* [Exercise prompt]: Give back, exactly as written, the lines from the beginning of the listing through the one that contains "import React from".

* [Dataset extract]:

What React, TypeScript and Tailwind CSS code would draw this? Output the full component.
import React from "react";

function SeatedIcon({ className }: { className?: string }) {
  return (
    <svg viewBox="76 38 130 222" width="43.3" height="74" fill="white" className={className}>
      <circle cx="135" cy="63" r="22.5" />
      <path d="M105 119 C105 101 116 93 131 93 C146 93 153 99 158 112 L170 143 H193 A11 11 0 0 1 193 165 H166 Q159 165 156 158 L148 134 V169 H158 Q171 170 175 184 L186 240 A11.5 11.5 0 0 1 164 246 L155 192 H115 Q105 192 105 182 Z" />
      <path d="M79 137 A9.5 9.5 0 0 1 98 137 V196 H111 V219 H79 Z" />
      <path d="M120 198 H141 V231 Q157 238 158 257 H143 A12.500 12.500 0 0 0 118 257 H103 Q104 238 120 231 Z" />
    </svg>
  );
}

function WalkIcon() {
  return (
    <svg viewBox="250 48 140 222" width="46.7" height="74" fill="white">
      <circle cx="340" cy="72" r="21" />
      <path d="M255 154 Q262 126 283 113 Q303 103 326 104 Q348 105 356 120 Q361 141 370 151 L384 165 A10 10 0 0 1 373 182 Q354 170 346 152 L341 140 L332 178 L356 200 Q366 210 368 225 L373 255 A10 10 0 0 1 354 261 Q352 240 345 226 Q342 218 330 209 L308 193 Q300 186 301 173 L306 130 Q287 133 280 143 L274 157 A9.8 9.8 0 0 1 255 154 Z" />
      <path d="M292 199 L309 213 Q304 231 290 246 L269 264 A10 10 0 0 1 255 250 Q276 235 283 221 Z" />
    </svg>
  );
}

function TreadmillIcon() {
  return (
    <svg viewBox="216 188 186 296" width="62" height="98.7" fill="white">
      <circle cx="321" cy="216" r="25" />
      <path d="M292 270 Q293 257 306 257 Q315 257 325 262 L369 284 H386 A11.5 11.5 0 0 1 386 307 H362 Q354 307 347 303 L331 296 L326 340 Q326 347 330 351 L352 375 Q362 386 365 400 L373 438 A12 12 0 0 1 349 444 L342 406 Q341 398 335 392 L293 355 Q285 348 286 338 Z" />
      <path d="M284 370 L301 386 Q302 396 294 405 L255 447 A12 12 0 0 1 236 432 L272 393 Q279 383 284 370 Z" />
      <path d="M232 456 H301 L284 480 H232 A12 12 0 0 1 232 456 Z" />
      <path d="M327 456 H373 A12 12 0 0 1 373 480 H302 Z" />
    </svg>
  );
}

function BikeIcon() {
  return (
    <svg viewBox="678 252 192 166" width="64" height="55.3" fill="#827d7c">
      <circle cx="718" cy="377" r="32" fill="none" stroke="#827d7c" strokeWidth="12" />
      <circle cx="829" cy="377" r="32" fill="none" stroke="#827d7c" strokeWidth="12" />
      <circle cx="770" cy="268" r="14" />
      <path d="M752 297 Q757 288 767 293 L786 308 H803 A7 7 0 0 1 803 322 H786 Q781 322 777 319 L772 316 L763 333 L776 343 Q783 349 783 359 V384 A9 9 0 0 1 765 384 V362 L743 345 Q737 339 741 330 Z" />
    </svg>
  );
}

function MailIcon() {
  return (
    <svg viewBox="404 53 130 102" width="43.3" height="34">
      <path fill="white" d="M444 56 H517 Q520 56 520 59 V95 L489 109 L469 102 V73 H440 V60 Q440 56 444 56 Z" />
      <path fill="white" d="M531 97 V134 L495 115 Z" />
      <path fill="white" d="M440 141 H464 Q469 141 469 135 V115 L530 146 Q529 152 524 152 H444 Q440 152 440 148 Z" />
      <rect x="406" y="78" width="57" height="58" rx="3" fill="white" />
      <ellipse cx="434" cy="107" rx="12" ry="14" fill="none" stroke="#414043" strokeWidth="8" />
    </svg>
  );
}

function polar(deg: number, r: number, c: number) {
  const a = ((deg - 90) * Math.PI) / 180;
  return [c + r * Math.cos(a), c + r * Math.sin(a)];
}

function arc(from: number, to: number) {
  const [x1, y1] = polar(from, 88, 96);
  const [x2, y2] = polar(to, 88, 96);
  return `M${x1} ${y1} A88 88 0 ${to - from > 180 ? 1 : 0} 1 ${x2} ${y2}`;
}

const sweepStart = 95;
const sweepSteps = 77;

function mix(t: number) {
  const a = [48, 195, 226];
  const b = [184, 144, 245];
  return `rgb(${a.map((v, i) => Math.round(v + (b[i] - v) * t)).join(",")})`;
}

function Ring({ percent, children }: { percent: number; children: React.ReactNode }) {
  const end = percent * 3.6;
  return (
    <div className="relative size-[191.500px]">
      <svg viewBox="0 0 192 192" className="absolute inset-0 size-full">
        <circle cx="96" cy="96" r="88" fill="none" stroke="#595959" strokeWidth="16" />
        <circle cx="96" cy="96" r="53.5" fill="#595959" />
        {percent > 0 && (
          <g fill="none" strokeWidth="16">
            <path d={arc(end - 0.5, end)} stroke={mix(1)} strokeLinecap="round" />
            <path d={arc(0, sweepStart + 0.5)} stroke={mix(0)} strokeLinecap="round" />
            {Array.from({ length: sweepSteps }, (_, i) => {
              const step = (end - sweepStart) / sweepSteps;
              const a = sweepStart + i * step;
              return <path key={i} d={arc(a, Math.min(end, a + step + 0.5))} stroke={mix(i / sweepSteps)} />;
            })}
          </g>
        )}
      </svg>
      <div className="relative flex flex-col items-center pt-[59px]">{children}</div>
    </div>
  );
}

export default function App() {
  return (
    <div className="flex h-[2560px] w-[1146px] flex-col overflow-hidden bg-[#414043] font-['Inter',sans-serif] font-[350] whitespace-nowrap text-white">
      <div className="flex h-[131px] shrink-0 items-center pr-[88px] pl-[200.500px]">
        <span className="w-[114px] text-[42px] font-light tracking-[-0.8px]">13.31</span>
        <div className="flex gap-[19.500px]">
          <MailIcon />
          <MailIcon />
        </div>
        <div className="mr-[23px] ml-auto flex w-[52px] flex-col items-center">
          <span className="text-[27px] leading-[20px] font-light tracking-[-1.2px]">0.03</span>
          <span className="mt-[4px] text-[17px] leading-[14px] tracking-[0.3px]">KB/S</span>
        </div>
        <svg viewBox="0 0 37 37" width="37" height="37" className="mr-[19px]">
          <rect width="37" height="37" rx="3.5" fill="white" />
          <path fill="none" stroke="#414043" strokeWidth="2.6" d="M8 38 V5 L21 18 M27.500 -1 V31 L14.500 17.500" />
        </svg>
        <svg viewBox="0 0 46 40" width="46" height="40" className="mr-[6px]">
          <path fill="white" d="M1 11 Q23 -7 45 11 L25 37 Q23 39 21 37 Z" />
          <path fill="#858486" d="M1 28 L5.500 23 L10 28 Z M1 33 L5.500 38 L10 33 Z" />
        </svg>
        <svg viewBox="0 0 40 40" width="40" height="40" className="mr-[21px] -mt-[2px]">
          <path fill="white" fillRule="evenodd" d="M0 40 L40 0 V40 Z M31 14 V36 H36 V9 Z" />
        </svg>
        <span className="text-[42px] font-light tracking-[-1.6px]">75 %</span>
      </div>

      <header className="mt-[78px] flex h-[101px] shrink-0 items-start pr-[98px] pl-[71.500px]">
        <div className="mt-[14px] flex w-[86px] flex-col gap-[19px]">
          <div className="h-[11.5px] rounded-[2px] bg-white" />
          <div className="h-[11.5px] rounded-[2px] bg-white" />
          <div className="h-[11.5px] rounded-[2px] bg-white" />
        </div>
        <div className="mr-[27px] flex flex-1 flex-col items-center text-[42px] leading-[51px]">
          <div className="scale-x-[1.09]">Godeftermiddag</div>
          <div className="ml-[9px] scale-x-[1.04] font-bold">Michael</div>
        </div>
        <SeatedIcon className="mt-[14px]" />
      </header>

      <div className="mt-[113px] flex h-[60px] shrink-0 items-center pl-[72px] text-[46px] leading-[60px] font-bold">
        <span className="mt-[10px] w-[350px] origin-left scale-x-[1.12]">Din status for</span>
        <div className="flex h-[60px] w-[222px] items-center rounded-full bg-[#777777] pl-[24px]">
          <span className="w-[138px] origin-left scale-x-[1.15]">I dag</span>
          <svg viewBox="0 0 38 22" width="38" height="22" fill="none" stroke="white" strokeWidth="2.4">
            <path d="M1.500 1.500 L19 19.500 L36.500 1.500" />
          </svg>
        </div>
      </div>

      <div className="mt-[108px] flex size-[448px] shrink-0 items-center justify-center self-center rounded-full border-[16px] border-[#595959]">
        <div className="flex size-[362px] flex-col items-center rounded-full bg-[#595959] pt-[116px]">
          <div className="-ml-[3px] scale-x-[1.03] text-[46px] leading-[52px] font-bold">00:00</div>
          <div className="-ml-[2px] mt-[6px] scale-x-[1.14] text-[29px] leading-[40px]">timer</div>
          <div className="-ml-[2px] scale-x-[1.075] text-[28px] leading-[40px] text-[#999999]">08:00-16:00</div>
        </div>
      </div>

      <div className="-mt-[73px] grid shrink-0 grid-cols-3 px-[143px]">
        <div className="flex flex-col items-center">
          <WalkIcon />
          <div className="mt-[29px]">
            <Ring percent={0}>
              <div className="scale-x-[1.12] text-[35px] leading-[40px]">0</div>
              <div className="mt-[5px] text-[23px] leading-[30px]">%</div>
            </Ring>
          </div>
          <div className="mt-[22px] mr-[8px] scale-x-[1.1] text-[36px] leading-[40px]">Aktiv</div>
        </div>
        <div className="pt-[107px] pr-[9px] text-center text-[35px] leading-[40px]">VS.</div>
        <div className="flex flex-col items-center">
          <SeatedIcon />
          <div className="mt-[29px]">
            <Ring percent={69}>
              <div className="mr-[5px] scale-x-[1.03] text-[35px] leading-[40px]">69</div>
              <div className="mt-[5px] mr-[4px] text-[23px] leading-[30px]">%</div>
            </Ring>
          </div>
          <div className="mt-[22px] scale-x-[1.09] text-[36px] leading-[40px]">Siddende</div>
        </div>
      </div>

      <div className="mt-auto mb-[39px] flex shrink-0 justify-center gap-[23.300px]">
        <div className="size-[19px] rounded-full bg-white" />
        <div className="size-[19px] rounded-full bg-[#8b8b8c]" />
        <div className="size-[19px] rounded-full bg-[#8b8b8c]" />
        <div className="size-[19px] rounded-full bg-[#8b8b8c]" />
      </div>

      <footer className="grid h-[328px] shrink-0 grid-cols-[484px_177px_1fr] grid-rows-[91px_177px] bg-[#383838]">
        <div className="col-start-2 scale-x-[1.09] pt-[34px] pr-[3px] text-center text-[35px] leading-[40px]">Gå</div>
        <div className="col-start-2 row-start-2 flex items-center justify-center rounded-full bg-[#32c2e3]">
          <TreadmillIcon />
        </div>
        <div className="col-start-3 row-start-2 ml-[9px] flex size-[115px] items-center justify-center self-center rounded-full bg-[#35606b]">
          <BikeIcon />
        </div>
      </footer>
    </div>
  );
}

* [Result for this exercise]:
What React, TypeScript and Tailwind CSS code would draw this? Output the full component.
import React from "react";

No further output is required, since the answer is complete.